↓

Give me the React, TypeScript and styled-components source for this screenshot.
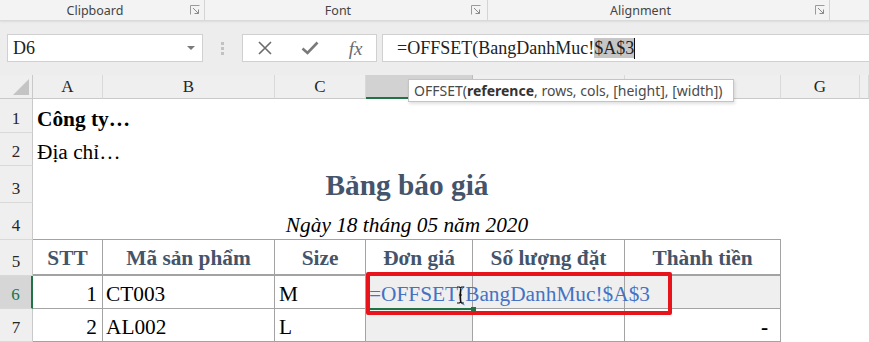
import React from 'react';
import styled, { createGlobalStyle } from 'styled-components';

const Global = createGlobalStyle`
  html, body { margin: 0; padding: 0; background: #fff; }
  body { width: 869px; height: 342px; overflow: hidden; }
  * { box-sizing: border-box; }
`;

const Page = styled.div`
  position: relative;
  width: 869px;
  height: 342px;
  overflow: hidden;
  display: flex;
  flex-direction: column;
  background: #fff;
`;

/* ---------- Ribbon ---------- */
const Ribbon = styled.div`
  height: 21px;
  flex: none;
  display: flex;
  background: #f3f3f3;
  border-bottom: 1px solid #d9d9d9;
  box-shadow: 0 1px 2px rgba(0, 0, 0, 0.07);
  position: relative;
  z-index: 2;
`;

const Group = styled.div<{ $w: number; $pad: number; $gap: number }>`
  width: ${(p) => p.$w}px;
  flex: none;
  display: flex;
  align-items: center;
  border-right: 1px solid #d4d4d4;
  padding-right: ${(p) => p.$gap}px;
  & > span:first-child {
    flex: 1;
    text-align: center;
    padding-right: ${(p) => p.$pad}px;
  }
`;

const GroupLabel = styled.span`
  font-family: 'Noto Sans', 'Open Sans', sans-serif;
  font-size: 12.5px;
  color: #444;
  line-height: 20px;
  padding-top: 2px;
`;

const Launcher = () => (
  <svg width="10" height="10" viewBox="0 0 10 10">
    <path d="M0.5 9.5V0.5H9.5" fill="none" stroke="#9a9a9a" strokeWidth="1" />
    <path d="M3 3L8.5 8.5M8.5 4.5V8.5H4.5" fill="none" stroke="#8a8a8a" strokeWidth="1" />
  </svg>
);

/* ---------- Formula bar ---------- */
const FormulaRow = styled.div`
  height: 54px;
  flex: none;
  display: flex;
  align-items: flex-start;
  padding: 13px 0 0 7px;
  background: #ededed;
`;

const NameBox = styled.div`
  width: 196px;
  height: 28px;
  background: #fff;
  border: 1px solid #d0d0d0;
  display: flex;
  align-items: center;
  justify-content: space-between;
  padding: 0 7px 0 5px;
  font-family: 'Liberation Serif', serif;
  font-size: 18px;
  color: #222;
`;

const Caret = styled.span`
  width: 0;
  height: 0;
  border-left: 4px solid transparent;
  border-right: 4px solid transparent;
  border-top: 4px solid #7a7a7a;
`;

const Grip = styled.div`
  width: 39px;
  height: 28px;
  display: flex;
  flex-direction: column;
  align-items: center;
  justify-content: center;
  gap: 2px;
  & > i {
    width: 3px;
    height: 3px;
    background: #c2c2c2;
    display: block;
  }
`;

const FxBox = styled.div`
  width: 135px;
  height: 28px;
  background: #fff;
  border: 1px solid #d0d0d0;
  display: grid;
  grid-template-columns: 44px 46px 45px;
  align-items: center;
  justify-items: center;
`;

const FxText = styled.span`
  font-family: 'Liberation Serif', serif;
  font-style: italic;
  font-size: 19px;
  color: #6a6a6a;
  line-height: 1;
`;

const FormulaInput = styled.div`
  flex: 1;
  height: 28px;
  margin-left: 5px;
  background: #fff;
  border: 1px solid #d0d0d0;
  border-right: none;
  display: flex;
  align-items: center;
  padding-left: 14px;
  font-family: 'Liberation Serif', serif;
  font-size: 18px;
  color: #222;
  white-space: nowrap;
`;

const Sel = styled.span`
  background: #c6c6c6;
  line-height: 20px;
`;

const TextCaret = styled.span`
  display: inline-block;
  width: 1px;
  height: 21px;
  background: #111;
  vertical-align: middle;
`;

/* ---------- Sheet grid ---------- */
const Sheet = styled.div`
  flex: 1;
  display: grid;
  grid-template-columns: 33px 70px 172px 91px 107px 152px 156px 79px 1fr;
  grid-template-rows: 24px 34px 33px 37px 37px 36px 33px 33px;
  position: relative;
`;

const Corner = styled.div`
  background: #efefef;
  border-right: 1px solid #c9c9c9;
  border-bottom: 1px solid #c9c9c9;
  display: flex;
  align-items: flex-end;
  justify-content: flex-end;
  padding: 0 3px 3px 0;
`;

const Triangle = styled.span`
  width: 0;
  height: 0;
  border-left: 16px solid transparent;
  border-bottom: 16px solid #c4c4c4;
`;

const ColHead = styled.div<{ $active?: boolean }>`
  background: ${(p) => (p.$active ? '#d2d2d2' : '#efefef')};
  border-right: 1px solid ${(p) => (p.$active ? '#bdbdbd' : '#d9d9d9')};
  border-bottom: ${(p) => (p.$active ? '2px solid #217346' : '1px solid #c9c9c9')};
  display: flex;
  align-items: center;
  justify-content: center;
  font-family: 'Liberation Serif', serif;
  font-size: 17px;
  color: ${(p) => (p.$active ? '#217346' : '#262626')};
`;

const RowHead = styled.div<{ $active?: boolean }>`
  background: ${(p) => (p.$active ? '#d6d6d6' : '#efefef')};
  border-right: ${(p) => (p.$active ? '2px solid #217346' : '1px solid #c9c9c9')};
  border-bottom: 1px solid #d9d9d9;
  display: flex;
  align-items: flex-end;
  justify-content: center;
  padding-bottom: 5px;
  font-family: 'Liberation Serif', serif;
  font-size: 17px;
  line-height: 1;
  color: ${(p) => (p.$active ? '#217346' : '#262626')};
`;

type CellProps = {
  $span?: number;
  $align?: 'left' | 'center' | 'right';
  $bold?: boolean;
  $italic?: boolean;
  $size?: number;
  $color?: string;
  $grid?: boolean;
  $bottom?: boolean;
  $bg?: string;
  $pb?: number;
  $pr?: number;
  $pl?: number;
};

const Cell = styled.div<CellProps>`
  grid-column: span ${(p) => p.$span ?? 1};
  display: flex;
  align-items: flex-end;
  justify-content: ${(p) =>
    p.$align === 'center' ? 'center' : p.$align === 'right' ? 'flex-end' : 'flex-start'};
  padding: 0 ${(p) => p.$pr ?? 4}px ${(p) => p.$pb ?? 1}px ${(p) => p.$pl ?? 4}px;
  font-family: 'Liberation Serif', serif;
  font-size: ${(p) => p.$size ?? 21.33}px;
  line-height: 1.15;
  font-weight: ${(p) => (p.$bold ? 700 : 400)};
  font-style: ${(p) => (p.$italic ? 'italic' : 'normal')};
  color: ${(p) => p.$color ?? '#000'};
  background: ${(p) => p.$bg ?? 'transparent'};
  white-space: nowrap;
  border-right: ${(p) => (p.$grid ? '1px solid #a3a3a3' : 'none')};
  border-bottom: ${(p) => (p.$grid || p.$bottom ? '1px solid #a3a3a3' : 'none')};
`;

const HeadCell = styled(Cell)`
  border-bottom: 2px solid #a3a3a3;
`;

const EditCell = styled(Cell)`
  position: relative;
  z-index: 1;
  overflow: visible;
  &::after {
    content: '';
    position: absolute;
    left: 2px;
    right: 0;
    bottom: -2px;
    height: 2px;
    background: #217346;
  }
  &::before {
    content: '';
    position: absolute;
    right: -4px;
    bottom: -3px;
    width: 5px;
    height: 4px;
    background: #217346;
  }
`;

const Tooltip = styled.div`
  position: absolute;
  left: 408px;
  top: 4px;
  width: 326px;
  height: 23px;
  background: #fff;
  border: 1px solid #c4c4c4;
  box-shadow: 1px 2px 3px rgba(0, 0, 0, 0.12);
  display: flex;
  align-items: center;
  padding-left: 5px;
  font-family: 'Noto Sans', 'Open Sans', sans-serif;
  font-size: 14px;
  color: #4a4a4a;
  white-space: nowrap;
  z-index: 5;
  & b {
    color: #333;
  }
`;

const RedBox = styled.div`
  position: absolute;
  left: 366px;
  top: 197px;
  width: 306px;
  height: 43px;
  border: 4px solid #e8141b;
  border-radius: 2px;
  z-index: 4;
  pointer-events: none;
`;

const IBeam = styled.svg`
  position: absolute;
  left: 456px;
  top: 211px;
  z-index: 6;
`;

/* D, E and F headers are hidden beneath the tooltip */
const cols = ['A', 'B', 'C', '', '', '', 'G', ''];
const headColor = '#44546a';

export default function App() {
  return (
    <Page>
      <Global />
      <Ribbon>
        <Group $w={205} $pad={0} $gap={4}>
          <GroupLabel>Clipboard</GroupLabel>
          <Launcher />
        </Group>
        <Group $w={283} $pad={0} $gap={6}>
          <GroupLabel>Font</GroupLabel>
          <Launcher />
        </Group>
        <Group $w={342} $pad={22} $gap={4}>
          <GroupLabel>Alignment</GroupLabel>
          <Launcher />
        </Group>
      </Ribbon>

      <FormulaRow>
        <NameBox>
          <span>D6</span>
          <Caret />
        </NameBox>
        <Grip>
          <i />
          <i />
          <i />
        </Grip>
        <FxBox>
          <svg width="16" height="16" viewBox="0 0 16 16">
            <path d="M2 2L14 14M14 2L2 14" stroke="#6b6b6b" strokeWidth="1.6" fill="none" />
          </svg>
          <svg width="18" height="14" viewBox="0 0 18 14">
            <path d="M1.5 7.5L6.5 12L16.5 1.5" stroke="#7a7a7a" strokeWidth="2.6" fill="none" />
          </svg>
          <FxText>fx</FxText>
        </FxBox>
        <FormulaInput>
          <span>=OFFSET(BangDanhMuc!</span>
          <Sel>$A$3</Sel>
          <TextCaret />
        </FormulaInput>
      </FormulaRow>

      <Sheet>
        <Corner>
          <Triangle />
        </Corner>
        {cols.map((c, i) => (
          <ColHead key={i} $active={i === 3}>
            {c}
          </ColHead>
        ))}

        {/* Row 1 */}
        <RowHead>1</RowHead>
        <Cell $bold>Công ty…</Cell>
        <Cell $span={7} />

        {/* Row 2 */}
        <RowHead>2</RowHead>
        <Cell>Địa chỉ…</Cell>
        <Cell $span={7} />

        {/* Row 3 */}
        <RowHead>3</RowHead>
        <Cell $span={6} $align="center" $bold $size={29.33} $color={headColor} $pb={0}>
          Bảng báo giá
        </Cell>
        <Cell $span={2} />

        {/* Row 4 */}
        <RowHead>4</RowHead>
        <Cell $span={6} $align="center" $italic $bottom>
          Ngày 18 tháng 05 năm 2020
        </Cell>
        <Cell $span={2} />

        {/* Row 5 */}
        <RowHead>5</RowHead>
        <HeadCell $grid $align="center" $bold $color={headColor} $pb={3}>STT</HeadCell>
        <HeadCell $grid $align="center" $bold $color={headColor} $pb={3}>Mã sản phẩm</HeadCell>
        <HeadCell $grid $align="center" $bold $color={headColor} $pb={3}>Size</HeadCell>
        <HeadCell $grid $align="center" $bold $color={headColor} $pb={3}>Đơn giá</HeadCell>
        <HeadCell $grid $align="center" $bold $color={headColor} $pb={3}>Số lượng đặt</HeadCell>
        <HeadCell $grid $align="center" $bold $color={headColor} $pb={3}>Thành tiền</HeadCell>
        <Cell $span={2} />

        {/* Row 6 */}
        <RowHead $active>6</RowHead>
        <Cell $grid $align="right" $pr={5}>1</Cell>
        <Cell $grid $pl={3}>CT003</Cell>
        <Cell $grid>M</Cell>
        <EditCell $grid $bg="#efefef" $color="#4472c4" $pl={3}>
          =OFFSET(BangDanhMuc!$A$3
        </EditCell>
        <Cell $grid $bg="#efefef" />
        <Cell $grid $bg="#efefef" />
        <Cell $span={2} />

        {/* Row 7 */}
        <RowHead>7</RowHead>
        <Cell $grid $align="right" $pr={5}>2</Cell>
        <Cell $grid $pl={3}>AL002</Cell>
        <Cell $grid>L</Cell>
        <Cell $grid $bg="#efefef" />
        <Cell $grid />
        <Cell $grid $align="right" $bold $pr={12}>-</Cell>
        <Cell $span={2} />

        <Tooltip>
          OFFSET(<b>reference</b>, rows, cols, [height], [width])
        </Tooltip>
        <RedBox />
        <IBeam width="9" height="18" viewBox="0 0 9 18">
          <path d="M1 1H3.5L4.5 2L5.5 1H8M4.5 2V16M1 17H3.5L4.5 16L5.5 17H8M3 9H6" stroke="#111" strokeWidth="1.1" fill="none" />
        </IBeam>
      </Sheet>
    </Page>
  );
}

↑

Identify and extract each line of the listing that contains "components".

- _Output below_:
Give me the React, TypeScript and styled-components source for this screenshot.
import styled, { createGlobalStyle } from 'styled-components';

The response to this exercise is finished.